◆ What you are asked to do
Please set down all the lines beneath this one exactly, without the pictures.

--- Start Data ---

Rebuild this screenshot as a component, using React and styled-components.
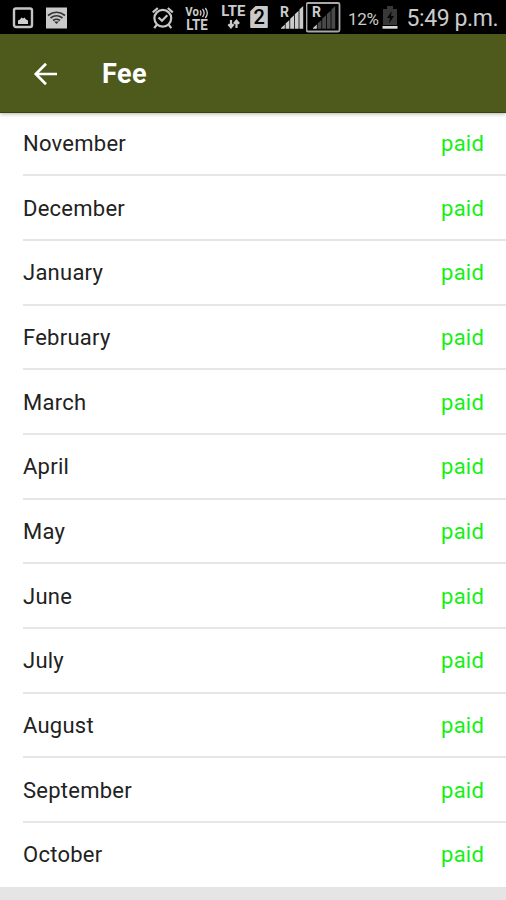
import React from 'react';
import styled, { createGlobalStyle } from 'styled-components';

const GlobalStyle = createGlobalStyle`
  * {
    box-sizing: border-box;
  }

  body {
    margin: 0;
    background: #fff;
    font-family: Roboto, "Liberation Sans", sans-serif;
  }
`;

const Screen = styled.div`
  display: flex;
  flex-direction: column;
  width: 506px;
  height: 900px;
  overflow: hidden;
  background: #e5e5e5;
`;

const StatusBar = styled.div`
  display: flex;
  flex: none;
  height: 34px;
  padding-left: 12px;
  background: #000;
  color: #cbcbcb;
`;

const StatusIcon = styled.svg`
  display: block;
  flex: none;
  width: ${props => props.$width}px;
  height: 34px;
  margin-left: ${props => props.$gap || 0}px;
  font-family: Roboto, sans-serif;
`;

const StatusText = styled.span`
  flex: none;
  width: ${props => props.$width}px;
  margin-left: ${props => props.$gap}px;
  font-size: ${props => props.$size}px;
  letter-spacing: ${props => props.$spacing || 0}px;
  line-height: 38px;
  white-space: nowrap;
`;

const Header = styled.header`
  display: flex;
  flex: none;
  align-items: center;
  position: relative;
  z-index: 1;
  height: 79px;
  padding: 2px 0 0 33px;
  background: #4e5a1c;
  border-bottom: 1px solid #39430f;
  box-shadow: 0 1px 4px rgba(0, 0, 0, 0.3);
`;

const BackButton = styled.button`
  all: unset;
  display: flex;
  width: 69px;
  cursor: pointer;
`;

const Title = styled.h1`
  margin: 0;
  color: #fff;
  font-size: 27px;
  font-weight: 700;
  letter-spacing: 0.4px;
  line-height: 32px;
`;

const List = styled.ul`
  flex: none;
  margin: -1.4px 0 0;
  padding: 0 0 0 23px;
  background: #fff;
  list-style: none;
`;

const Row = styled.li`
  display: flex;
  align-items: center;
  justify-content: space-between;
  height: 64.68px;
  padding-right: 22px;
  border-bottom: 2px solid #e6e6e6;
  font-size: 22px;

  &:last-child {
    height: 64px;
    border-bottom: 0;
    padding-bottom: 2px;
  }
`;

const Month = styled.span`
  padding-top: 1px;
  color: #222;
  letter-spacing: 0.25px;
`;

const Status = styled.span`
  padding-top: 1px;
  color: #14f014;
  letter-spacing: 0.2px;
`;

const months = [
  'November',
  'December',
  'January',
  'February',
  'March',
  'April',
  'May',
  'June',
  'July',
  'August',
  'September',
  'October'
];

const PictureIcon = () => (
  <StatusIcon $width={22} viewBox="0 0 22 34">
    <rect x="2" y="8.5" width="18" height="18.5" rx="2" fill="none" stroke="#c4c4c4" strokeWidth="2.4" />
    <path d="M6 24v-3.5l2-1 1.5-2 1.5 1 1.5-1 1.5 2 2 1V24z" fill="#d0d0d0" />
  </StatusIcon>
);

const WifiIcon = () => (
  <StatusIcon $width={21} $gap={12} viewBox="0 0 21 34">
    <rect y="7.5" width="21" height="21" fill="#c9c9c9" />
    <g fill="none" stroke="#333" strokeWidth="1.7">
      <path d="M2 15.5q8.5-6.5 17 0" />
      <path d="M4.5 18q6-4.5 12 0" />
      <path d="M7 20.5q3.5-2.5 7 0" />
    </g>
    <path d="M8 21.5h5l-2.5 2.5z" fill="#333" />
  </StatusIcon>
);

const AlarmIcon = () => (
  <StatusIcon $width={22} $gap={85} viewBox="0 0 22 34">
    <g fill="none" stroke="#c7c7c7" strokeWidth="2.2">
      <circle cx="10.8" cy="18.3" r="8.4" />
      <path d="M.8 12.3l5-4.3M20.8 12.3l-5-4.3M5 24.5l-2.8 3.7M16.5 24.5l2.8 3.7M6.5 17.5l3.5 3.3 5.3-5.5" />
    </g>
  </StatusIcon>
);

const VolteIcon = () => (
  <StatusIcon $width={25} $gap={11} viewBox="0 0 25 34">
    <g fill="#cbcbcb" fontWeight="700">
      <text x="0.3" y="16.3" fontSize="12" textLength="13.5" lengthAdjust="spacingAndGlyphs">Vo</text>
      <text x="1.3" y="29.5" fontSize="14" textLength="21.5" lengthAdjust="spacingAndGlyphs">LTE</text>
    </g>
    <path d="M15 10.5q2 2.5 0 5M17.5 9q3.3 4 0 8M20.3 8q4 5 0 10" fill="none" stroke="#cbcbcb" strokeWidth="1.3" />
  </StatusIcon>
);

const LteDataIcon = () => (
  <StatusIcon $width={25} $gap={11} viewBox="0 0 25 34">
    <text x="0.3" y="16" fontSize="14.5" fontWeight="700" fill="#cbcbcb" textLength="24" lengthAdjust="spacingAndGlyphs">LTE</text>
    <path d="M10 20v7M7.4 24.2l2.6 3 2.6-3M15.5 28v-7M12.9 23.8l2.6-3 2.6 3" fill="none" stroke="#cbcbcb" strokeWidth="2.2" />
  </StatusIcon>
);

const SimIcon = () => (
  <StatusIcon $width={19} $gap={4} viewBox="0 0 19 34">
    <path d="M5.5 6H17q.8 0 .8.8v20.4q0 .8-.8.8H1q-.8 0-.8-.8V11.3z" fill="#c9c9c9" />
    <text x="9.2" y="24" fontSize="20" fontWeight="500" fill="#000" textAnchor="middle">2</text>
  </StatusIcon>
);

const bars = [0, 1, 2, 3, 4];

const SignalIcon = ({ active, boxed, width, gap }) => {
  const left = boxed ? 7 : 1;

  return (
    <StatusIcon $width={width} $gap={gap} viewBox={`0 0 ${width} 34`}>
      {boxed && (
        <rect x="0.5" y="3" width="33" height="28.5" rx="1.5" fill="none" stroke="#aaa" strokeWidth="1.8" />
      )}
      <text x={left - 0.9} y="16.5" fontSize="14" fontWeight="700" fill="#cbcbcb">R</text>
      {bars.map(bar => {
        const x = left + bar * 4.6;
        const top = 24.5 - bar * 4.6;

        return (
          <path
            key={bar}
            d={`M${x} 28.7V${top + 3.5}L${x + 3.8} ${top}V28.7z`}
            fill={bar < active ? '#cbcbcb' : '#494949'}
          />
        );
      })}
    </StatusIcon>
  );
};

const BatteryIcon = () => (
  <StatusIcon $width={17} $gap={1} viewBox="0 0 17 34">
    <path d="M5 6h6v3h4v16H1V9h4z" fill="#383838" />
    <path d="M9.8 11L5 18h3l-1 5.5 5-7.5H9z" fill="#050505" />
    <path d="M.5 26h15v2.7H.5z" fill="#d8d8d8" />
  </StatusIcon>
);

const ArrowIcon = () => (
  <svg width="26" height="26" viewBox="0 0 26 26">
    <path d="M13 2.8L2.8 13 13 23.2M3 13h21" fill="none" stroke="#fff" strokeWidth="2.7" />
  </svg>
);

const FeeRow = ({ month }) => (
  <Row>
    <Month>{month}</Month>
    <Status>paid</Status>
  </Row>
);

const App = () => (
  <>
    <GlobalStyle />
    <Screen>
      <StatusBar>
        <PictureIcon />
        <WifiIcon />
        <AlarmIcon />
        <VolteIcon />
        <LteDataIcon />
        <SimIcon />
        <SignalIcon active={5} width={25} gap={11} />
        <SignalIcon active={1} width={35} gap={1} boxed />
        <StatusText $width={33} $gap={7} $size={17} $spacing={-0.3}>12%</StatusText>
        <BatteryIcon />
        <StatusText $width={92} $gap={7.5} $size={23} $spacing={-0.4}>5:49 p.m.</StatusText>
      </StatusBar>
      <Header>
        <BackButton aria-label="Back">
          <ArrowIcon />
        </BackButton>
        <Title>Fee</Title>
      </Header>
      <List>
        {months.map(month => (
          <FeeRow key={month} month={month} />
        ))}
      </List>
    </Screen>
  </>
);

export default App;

--- End Data ---

◆ Answer for this exercise
Rebuild this screenshot as a component, using React and styled-components.
import React from 'react';
import styled, { createGlobalStyle } from 'styled-components';

const GlobalStyle = createGlobalStyle`
  * {
    box-sizing: border-box;
  }

  body {
    margin: 0;
    background: #fff;
    font-family: Roboto, "Liberation Sans", sans-serif;
  }
`;

const Screen = styled.div`
  display: flex;
  flex-direction: column;
  width: 506px;
  height: 900px;
  overflow: hidden;
  background: #e5e5e5;
`;

const StatusBar = styled.div`
  display: flex;
  flex: none;
  height: 34px;
  padding-left: 12px;
  background: #000;
  color: #cbcbcb;
`;

const StatusIcon = styled.svg`
  display: block;
  flex: none;
  width: ${props => props.$width}px;
  height: 34px;
  margin-left: ${props => props.$gap || 0}px;
  font-family: Roboto, sans-serif;
`;

const StatusText = styled.span`
  flex: none;
  width: ${props => props.$width}px;
  margin-left: ${props => props.$gap}px;
  font-size: ${props => props.$size}px;
  letter-spacing: ${props => props.$spacing || 0}px;
  line-height: 38px;
  white-space: nowrap;
`;

const Header = styled.header`
  display: flex;
  flex: none;
  align-items: center;
  position: relative;
  z-index: 1;
  height: 79px;
  padding: 2px 0 0 33px;
  background: #4e5a1c;
  border-bottom: 1px solid #39430f;
  box-shadow: 0 1px 4px rgba(0, 0, 0, 0.3);
`;

const BackButton = styled.button`
  all: unset;
  display: flex;
  width: 69px;
  cursor: pointer;
`;

const Title = styled.h1`
  margin: 0;
  color: #fff;
  font-size: 27px;
  font-weight: 700;
  letter-spacing: 0.4px;
  line-height: 32px;
`;

const List = styled.ul`
  flex: none;
  margin: -1.4px 0 0;
  padding: 0 0 0 23px;
  background: #fff;
  list-style: none;
`;

const Row = styled.li`
  display: flex;
  align-items: center;
  justify-content: space-between;
  height: 64.68px;
  padding-right: 22px;
  border-bottom: 2px solid #e6e6e6;
  font-size: 22px;

  &:last-child {
    height: 64px;
    border-bottom: 0;
    padding-bottom: 2px;
  }
`;

const Month = styled.span`
  padding-top: 1px;
  color: #222;
  letter-spacing: 0.25px;
`;

const Status = styled.span`
  padding-top: 1px;
  color: #14f014;
  letter-spacing: 0.2px;
`;

const months = [
  'November',
  'December',
  'January',
  'February',
  'March',
  'April',
  'May',
  'June',
  'July',
  'August',
  'September',
  'October'
];

const PictureIcon = () => (
  <StatusIcon $width={22} viewBox="0 0 22 34">
    <rect x="2" y="8.5" width="18" height="18.5" rx="2" fill="none" stroke="#c4c4c4" strokeWidth="2.4" />
    <path d="M6 24v-3.5l2-1 1.5-2 1.5 1 1.5-1 1.5 2 2 1V24z" fill="#d0d0d0" />
  </StatusIcon>
);

const WifiIcon = () => (
  <StatusIcon $width={21} $gap={12} viewBox="0 0 21 34">
    <rect y="7.5" width="21" height="21" fill="#c9c9c9" />
    <g fill="none" stroke="#333" strokeWidth="1.7">
      <path d="M2 15.5q8.5-6.5 17 0" />
      <path d="M4.5 18q6-4.5 12 0" />
      <path d="M7 20.5q3.5-2.5 7 0" />
    </g>
    <path d="M8 21.5h5l-2.5 2.5z" fill="#333" />
  </StatusIcon>
);

const AlarmIcon = () => (
  <StatusIcon $width={22} $gap={85} viewBox="0 0 22 34">
    <g fill="none" stroke="#c7c7c7" strokeWidth="2.2">
      <circle cx="10.8" cy="18.3" r="8.4" />
      <path d="M.8 12.3l5-4.3M20.8 12.3l-5-4.3M5 24.5l-2.8 3.7M16.5 24.5l2.8 3.7M6.5 17.5l3.5 3.3 5.3-5.5" />
    </g>
  </StatusIcon>
);

const VolteIcon = () => (
  <StatusIcon $width={25} $gap={11} viewBox="0 0 25 34">
    <g fill="#cbcbcb" fontWeight="700">
      <text x="0.3" y="16.3" fontSize="12" textLength="13.5" lengthAdjust="spacingAndGlyphs">Vo</text>
      <text x="1.3" y="29.5" fontSize="14" textLength="21.5" lengthAdjust="spacingAndGlyphs">LTE</text>
    </g>
    <path d="M15 10.5q2 2.5 0 5M17.5 9q3.3 4 0 8M20.3 8q4 5 0 10" fill="none" stroke="#cbcbcb" strokeWidth="1.3" />
  </StatusIcon>
);

const LteDataIcon = () => (
  <StatusIcon $width={25} $gap={11} viewBox="0 0 25 34">
    <text x="0.3" y="16" fontSize="14.5" fontWeight="700" fill="#cbcbcb" textLength="24" lengthAdjust="spacingAndGlyphs">LTE</text>
    <path d="M10 20v7M7.4 24.2l2.6 3 2.6-3M15.5 28v-7M12.9 23.8l2.6-3 2.6 3" fill="none" stroke="#cbcbcb" strokeWidth="2.2" />
  </StatusIcon>
);

const SimIcon = () => (
  <StatusIcon $width={19} $gap={4} viewBox="0 0 19 34">
    <path d="M5.5 6H17q.8 0 .8.8v20.4q0 .8-.8.8H1q-.8 0-.8-.8V11.3z" fill="#c9c9c9" />
    <text x="9.2" y="24" fontSize="20" fontWeight="500" fill="#000" textAnchor="middle">2</text>
  </StatusIcon>
);

const bars = [0, 1, 2, 3, 4];

const SignalIcon = ({ active, boxed, width, gap }) => {
  const left = boxed ? 7 : 1;

  return (
    <StatusIcon $width={width} $gap={gap} viewBox={`0 0 ${width} 34`}>
      {boxed && (
        <rect x="0.5" y="3" width="33" height="28.5" rx="1.5" fill="none" stroke="#aaa" strokeWidth="1.8" />
      )}
      <text x={left - 0.9} y="16.5" fontSize="14" fontWeight="700" fill="#cbcbcb">R</text>
      {bars.map(bar => {
        const x = left + bar * 4.6;
        const top = 24.5 - bar * 4.6;

        return (
          <path
            key={bar}
            d={`M${x} 28.7V${top + 3.5}L${x + 3.8} ${top}V28.7z`}
            fill={bar < active ? '#cbcbcb' : '#494949'}
          />
        );
      })}
    </StatusIcon>
  );
};

const BatteryIcon = () => (
  <StatusIcon $width={17} $gap={1} viewBox="0 0 17 34">
    <path d="M5 6h6v3h4v16H1V9h4z" fill="#383838" />
    <path d="M9.8 11L5 18h3l-1 5.5 5-7.5H9z" fill="#050505" />
    <path d="M.5 26h15v2.7H.5z" fill="#d8d8d8" />
  </StatusIcon>
);

const ArrowIcon = () => (
  <svg width="26" height="26" viewBox="0 0 26 26">
    <path d="M13 2.8L2.8 13 13 23.2M3 13h21" fill="none" stroke="#fff" strokeWidth="2.7" />
  </svg>
);

const FeeRow = ({ month }) => (
  <Row>
    <Month>{month}</Month>
    <Status>paid</Status>
  </Row>
);

const App = () => (
  <>
    <GlobalStyle />
    <Screen>
      <StatusBar>
        <PictureIcon />
        <WifiIcon />
        <AlarmIcon />
        <VolteIcon />
        <LteDataIcon />
        <SimIcon />
        <SignalIcon active={5} width={25} gap={11} />
        <SignalIcon active={1} width={35} gap={1} boxed />
        <StatusText $width={33} $gap={7} $size={17} $spacing={-0.3}>12%</StatusText>
        <BatteryIcon />
        <StatusText $width={92} $gap={7.5} $size={23} $spacing={-0.4}>5:49 p.m.</StatusText>
      </StatusBar>
      <Header>
        <BackButton aria-label="Back">
          <ArrowIcon />
        </BackButton>
        <Title>Fee</Title>
      </Header>
      <List>
        {months.map(month => (
          <FeeRow key={month} month={month} />
        ))}
      </List>
    </Screen>
  </>
);

export default App;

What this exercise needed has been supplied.